> [Data records]
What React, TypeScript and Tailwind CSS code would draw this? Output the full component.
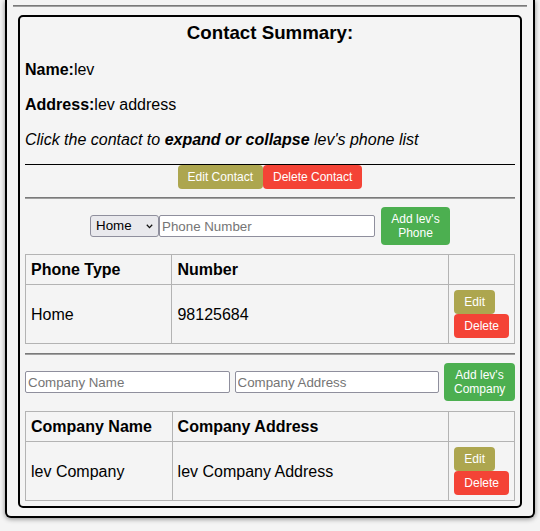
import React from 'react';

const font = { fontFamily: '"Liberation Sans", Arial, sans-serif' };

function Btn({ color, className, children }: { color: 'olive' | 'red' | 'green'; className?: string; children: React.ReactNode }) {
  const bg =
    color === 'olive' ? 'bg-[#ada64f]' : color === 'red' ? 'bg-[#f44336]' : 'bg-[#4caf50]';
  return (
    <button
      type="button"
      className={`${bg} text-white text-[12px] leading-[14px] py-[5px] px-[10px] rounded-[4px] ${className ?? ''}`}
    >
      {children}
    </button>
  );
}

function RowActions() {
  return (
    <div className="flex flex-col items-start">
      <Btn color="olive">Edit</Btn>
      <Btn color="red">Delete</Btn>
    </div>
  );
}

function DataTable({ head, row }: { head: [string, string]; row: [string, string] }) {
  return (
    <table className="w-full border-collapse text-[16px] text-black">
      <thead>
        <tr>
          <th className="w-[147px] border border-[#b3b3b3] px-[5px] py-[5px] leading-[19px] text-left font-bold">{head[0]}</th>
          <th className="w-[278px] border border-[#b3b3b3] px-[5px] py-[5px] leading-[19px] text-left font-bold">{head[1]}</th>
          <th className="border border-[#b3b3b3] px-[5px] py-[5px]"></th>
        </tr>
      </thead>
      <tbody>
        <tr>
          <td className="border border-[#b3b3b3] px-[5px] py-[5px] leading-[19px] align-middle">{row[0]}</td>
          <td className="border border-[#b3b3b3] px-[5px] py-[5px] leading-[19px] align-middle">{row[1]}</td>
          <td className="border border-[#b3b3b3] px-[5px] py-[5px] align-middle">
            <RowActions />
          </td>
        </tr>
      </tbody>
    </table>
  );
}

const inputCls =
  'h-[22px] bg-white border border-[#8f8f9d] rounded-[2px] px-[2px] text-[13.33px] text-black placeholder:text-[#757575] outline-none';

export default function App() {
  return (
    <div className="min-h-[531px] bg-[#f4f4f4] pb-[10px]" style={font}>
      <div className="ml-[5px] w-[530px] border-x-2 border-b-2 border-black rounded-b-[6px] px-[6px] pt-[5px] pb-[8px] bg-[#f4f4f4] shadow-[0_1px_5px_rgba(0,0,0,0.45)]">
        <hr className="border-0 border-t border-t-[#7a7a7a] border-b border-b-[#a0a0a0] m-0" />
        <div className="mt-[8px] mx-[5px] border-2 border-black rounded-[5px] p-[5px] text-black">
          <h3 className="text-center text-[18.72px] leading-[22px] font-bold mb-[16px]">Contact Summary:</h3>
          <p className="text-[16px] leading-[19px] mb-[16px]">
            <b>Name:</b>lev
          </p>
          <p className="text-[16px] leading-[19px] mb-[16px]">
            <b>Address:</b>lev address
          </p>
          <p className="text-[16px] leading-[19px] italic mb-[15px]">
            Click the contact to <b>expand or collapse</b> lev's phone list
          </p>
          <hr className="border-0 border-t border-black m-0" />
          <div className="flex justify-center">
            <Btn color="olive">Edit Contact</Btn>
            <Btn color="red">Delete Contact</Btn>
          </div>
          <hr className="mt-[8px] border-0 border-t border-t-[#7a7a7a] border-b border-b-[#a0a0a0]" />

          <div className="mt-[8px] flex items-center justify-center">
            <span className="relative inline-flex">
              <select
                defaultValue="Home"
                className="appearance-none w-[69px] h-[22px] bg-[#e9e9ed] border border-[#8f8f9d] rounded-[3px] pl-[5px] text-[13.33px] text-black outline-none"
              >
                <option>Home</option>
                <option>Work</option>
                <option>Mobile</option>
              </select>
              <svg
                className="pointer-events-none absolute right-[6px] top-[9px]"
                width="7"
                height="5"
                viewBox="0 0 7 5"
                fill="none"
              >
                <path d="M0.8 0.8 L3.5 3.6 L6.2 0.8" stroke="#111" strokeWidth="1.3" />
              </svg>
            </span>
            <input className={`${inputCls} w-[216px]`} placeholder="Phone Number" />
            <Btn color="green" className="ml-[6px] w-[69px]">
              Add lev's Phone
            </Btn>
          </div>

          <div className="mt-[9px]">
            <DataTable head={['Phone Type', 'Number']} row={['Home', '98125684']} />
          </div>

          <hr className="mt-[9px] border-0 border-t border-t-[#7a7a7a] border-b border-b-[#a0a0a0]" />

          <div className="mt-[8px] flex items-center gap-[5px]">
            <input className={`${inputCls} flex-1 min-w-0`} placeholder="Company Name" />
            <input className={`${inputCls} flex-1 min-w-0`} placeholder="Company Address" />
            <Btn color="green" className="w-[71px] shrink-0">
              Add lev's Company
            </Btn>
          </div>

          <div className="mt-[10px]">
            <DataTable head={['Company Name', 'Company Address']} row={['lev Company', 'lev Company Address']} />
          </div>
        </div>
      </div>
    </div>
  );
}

--

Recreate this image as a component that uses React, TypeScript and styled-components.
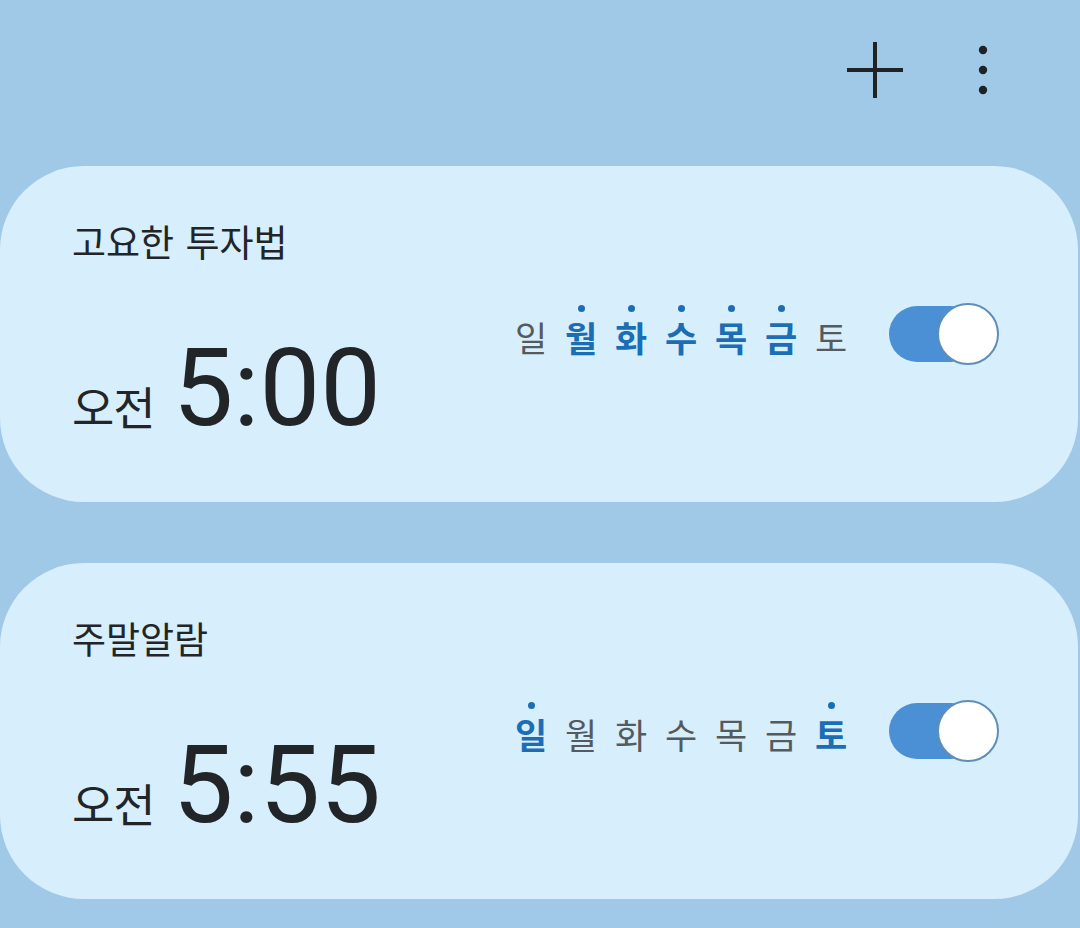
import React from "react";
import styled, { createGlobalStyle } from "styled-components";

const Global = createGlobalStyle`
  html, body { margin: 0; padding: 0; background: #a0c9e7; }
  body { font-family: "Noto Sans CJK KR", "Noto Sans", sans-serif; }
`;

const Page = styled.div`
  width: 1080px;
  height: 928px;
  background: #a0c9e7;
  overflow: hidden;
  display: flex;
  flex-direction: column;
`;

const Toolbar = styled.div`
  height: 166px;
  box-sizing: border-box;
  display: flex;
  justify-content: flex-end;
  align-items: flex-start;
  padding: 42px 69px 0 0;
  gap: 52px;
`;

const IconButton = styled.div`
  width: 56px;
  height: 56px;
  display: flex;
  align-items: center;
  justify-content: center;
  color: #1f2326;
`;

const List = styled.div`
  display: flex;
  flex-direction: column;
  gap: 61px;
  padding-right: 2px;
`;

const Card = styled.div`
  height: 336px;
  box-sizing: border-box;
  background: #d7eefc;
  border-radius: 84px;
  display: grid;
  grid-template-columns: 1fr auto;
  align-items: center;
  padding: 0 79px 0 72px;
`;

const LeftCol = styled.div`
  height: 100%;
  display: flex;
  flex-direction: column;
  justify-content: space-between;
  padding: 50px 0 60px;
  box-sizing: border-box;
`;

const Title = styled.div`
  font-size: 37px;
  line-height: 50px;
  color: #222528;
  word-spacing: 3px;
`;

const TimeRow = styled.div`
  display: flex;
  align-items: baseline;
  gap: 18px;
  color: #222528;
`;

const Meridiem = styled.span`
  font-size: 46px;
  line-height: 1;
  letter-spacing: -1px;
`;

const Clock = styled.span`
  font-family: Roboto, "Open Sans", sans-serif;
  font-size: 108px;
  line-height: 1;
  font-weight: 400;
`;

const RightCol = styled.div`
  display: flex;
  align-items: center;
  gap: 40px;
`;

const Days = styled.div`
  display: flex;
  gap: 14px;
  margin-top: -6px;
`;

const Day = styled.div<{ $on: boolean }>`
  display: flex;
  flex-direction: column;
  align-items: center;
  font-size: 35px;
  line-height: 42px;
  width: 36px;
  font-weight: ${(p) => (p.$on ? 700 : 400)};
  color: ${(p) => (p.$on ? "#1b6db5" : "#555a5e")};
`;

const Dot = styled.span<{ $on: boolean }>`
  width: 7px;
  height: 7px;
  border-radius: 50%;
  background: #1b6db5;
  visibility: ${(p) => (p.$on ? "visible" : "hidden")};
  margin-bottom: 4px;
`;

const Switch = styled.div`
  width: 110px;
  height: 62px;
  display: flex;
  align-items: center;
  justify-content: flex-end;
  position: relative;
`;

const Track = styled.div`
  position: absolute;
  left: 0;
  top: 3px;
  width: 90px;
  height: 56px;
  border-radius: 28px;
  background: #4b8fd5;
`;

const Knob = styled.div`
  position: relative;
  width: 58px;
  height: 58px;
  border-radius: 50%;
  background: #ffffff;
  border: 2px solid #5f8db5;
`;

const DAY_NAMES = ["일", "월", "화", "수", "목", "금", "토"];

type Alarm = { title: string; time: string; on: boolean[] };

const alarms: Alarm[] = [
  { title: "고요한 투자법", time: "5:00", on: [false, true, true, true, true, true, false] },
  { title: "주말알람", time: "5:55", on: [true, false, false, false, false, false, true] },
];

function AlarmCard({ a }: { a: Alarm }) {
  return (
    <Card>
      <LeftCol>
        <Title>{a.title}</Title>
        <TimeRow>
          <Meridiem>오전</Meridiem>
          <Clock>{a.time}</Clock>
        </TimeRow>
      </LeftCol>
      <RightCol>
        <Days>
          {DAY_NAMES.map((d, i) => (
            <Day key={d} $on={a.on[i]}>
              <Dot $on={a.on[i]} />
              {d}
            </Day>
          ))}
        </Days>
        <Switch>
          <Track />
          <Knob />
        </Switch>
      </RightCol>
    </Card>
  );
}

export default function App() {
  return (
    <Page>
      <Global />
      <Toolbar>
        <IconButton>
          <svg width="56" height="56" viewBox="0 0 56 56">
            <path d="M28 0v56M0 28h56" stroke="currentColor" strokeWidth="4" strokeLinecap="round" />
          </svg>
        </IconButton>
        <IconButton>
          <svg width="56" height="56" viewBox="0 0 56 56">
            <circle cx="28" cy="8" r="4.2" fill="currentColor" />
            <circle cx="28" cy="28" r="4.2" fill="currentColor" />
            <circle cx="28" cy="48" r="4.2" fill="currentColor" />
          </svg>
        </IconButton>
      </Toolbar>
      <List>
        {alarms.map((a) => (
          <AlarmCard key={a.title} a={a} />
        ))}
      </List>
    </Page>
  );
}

> [The exercise] In the records, locate each line holding the string "TypeScript" and copy it.

> [Response to the exercise]
What React, TypeScript and Tailwind CSS code would draw this? Output the full component.
Recreate this image as a component that uses React, TypeScript and styled-components.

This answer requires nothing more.